Importing ideas from Wall Street into crypto has often been controversial, particularly among those who worry additional controls could undermine decentralization. Lamtzidis says that concern shaped Phylax's design from the beginning.

Rather than creating a centralized authority capable of censoring transactions, each protocol chooses its own rules.

"Only each protocol can enforce its own policies," he said. "There is an opt-in element. There is no coercion." That distinction may prove increasingly important as institutional capital continues moving on-chain.

For years, crypto investors were largely willing to accept extraordinary levels of risk in exchange for extraordinary returns. But that equation is changing as Treasury yields compete directly with compressing opportunities in DeFi.

"For the first time," Lamtzidis said, "we're encountered with a question: When an investor comes in and I give them a yield, is that yield competitive versus the 4% they can take on Treasuries?"
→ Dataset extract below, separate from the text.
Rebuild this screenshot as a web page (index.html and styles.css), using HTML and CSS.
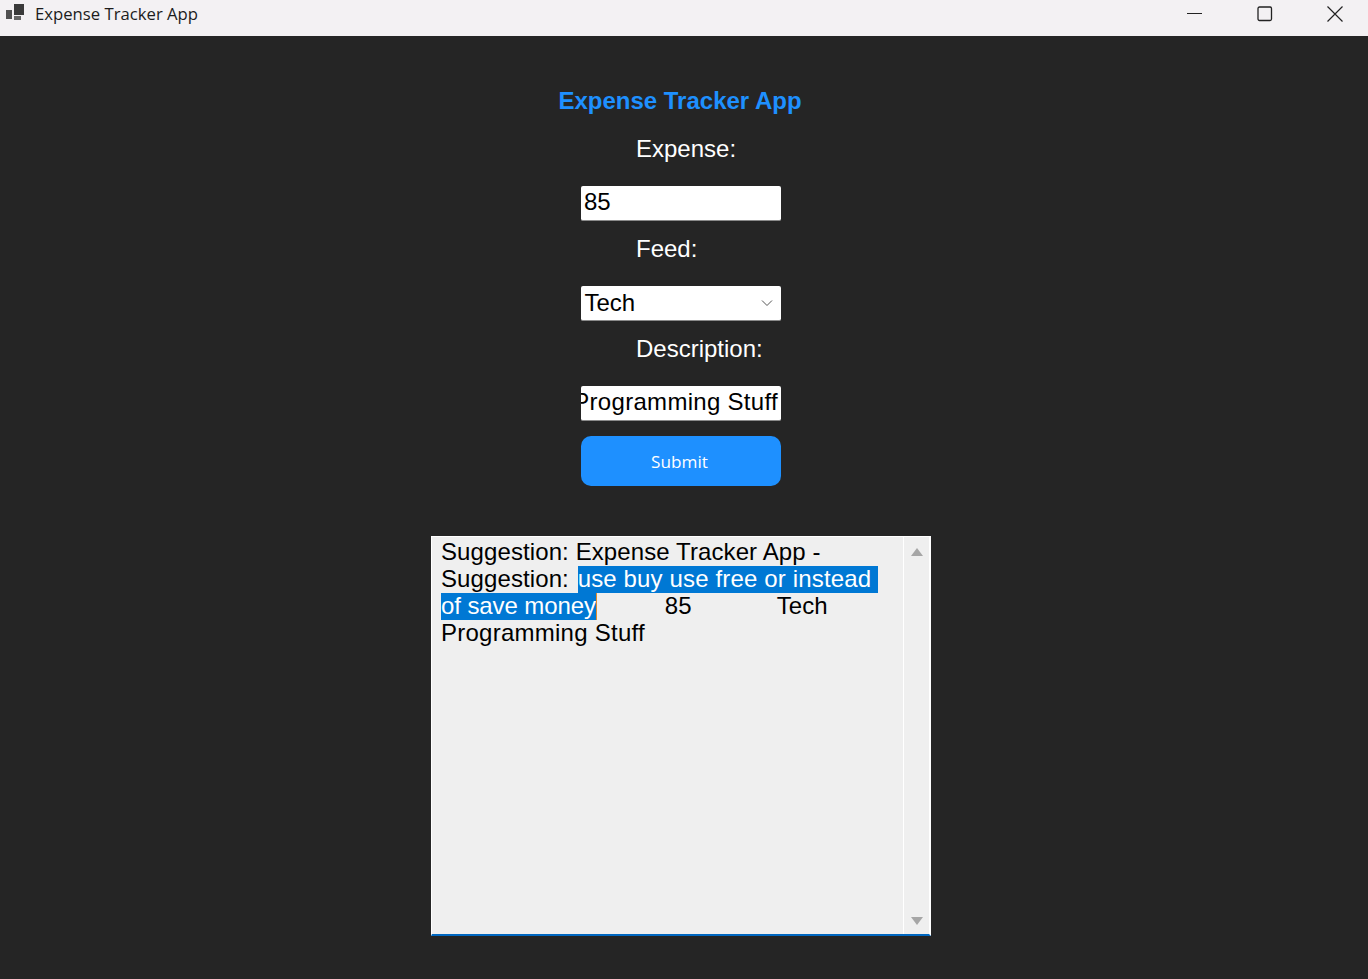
FILE: index.html
```html
<!DOCTYPE html>
<html lang="en">
<head>
    <meta charset="UTF-8">
    <title>Expense Tracker App</title>
    <link rel="stylesheet" href="styles.css">
</head>
<body>
    <!-- Window title bar -->
    <header class="titlebar">
        <svg class="app-icon" width="20" height="18" viewBox="0 0 20 18">
            <rect x="1" y="6" width="6" height="9" fill="#505050"/>
            <rect x="9" y="0" width="10" height="11" fill="#3a3a3a"/>
            <rect x="9" y="12" width="7" height="4" fill="#666"/>
        </svg>
        <span class="app-name">Expense Tracker App</span>
        <div class="win-controls">
            <div class="win-btn">
                <svg width="16" height="16" viewBox="0 0 16 16"><path d="M0 7.5H15" stroke="#222" fill="none"/></svg>
            </div>
            <div class="win-btn">
                <svg width="16" height="16" viewBox="0 0 16 16"><rect x="1" y="1" width="13.5" height="13.5" rx="1.5" stroke="#222" stroke-width="1.3" fill="none"/></svg>
            </div>
            <div class="win-btn">
                <svg width="16" height="16" viewBox="0 0 16 16"><path d="M0.5 0.5L15.5 15.5M15.5 0.5L0.5 15.5" stroke="#222" stroke-width="1.2" fill="none"/></svg>
            </div>
        </div>
    </header>

    <main class="app">
        <h1 class="app-title">Expense Tracker App</h1>

        <form class="expense-form">
            <div class="field">
                <label class="field-label">Expense:</label>
                <div class="text-box">85</div>
            </div>
            <div class="field">
                <label class="field-label">Feed:</label>
                <div class="text-box select-box">
                    <span>Tech</span>
                    <svg width="12" height="8" viewBox="0 0 12 8"><path d="M1 1.5L6 6.5L11 1.5" stroke="#555" fill="none"/></svg>
                </div>
            </div>
            <div class="field">
                <label class="field-label">Description:</label>
                <div class="text-box clipped-box"><span>Programming Stuff</span></div>
            </div>
            <button type="button" class="submit-btn">Submit</button>
        </form>

        <!-- Result box with its own scrollbar -->
        <section class="output">
            <div class="output-text">
                <div class="output-line">Suggestion: Expense Tracker App -</div>
                <div class="output-line">Suggestion: <span class="selected shifted">use buy use free or instead </span></div>
                <div class="output-line"><span class="selected tight">of save money</span><span class="caret"></span>&#9;85&#9;Tech</div>
                <div class="output-line wide">Programming Stuff</div>
            </div>
            <div class="scrollbar">
                <svg width="12" height="8" viewBox="0 0 12 8"><path d="M6 0L12 8H0Z" fill="#a6a6a6"/></svg>
                <svg width="12" height="8" viewBox="0 0 12 8"><path d="M0 0H12L6 8Z" fill="#a6a6a6"/></svg>
            </div>
        </section>
    </main>
</body>
</html>
```

FILE: styles.css
```css
/* General Reset */
* {
    margin: 0;
    padding: 0;
    box-sizing: border-box;
}

body {
    font-family: 'Liberation Sans', Arial, sans-serif;
    background: #252525;
    height: 979px;
    overflow: hidden;
}

.titlebar {
    height: 36px;
    background: #f3f1f3;
    display: flex;
    align-items: center;
}

.app-icon {
    margin-left: 5px;
    margin-bottom: 10px;
}

.app-name {
    margin-left: 10px;
    margin-bottom: 10px;
    font-family: 'Open Sans', sans-serif;
    font-size: 16.7px;
    color: #1c1c1c;
}

.win-controls {
    margin-left: auto;
    margin-right: -2px;
    display: flex;
}

.win-btn {
    width: 70px;
    height: 36px;
    padding-bottom: 8px;
    display: flex;
    justify-content: center;
    align-items: center;
}

.app {
    display: flex;
    flex-direction: column;
    align-items: center;
    padding-right: 6px;
    padding-top: 50px;
}

.app-title {
    font-size: 24px;
    line-height: 30px;
    font-weight: bold;
    color: #1e90ff;
    margin-right: 2px;
    margin-bottom: 19px;
}

.expense-form {
    width: 200px;
    display: flex;
    flex-direction: column;
    gap: 14px;
}

.field-label {
    display: block;
    padding-left: 55px;
    margin-bottom: 23px;
    font-size: 24px;
    line-height: 28px;
    color: #fff;
    white-space: nowrap;
}

.text-box {
    height: 35px;
    background: #fff;
    border-bottom: 1px solid #8a8a8a;
    border-radius: 2px;
    padding-left: 3px;
    font-size: 24px;
    line-height: 32px;
    color: #000;
}

.select-box {
    padding: 0 8px 0 3.5px;
    display: flex;
    justify-content: space-between;
    align-items: center;
}

.clipped-box {
    padding: 0 3px 0 0;
    display: flex;
    justify-content: flex-end;
    overflow: hidden;
    white-space: nowrap;
    letter-spacing: 0.3px;
}

.submit-btn {
    height: 50px;
    margin-top: 1px;
    padding-right: 3px;
    border: none;
    border-radius: 10px;
    background: #1e90ff;
    color: #fff;
    font-family: 'Open Sans', sans-serif;
    font-size: 17.2px;
}

.output {
    width: 500px;
    height: 400px;
    margin-top: 50px;
    background: #efefef;
    border: 1px solid #fff;
    border-right-width: 2px;
    border-bottom: 2px solid #0067c0;
    display: flex;
}

.output-text {
    flex: 1;
    padding: 1px 0 0 9px;
    font-size: 24px;
    line-height: 27px;
    color: #000;
    letter-spacing: 0.1px;
}

.output-line {
    height: 27px;
    white-space: pre;
    tab-size: 111.9px;
}

.wide {
    letter-spacing: 0.25px;
}

/* highlight sits 1px below the text box of the line */
.selected {
    padding-bottom: 1px;
    background: linear-gradient(#0078d4, #0078d4) 0 1px no-repeat;
    color: #fff;
}

.shifted {
    margin-left: 2px;
    letter-spacing: 0.15px;
}

.tight {
    letter-spacing: -0.1px;
}

.caret {
    display: inline-block;
    width: 1px;
    height: 27px;
    margin-top: 1px;
    vertical-align: top;
    background: #e08a2c;
}

.scrollbar {
    width: 26px;
    flex: none;
    border-left: 1px solid #fff;
    padding: 11px 0 9px;
    display: flex;
    flex-direction: column;
    justify-content: space-between;
    align-items: center;
}
```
That realization, he argues, is forcing the industry to mature. Sustainable yields alone are no longer enough. They also have to be accompanied by institutional-grade risk management.

Importanly, before founding Phylax, Lamtzidis worked at Nomad, the cross-chain bridge that suffered one of crypto's largest exploits in 2022 after a vulnerability allowed hundreds of millions of dollars to be drained.

"I had two choices," he joked. "Either get severely depressed or do something about it."

The larger question facing crypto is whether these kinds of protections become standard infrastructure — or remain optional. Banks, asset managers and payment companies are unlikely to build businesses atop infrastructure where a single software exploit can instantly erase hundreds of millions of dollars with little possibility of recovery.

Crypto has often framed security as an application-level problem. Institutions are beginning to treat it as market infrastructure.

If blockchain technology is going to underpin the next generation of financial markets, it may ultimately need to inherit not just Wall Street's capital, but many of the safeguards that made those markets resilient in the first place.